20-21 Visual Arts Centre
24 February 2013

Sermon: “discourse, speech, talk”… “a stringing together of words”, related to Serere: “to join.”
“Food is basic to the mythology of most cultures […] thus the roots of art, storytelling and religion are linked to cooking.” Levi-Strauss.

at the table was an afternoon of performance and reading at 20-21 Visual Arts Centre, Scunthorpe. Presented in a converted 19th Century Parish Church and formed around a three course meal, the event explored ways in which the echoes of the building’s previous functions resonate through its current use as a place of display, exhibition and education, and invited artists and audience to consider modes of address and their relation to architectural and social context. The works drew from the interwoven histories of communal gathering, public speaking, reading and listening, and played with the forms of lectures, sermons, speeches, demonstrations, presentations and recital.

In direct relation to the architecture of the space, Clare Charnley’s work to pace interwove rhythms of walking, speaking and architecture with stories formed around pacing as a process of measuring, and Holly Corfield-Carr’s if these walls could talk drew upon the material limits of space, bringing the gallery walls into a series of conversations and conversions.
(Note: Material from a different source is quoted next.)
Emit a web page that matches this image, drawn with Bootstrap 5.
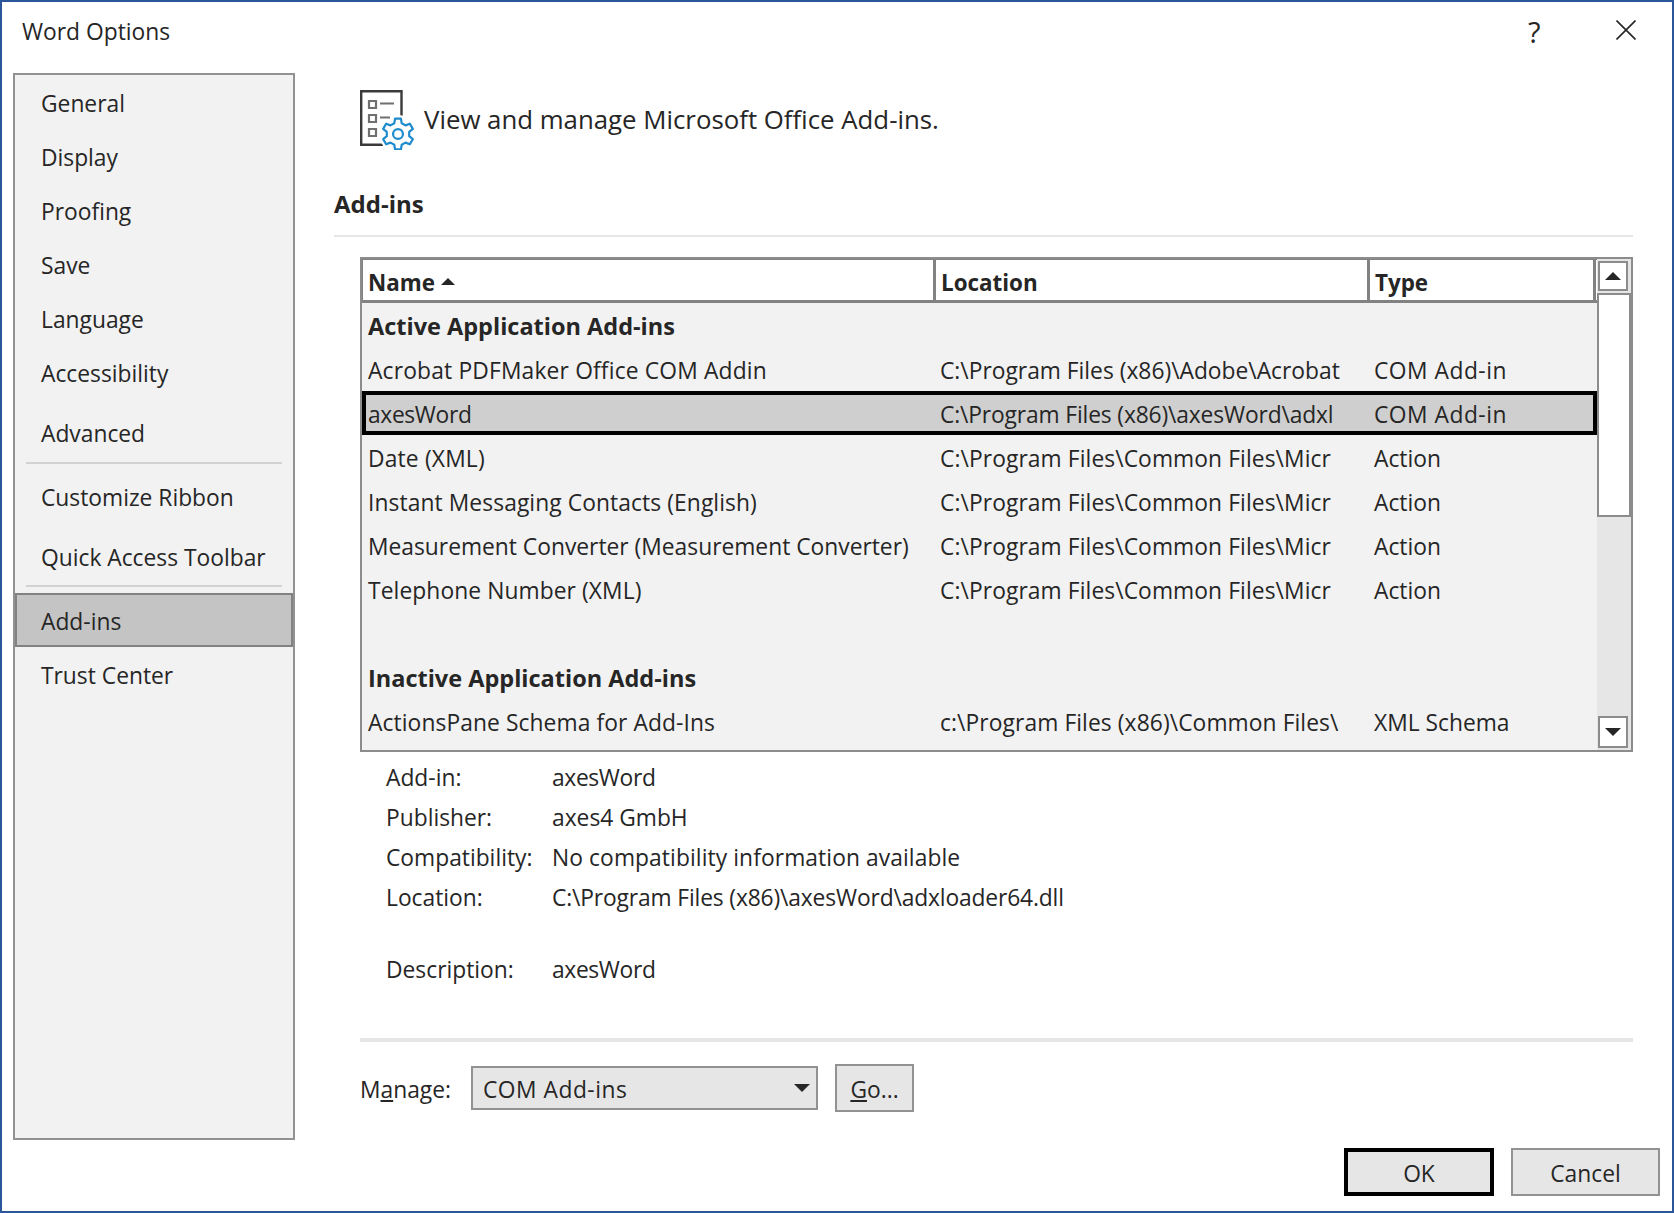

These concerns chimed through Laura Mahony’s journey around the site during Mirabilis 2013, in which she utilised various methods of communication and arranging the audience. The Endless Inedibility was a series of readings by Patrick Coyle which relate to the ‘edibility’ of certain found and constructed objects, while Kevin Logan’s performance DJ Pedagog: Dialogue of the deaf [a spectral debate] brought in found and collected material in the form of pre-recorded lectures and public speeches on vinyl and reel-to-reel tape, building new narratives and an electro-acoustic environment. Also making use of accompanying props and a number of supporting images, Matthew McQuillan’s Flowers and Obstructions was delivered in the manner of an informal lecture that highlighted the affective quality of an object.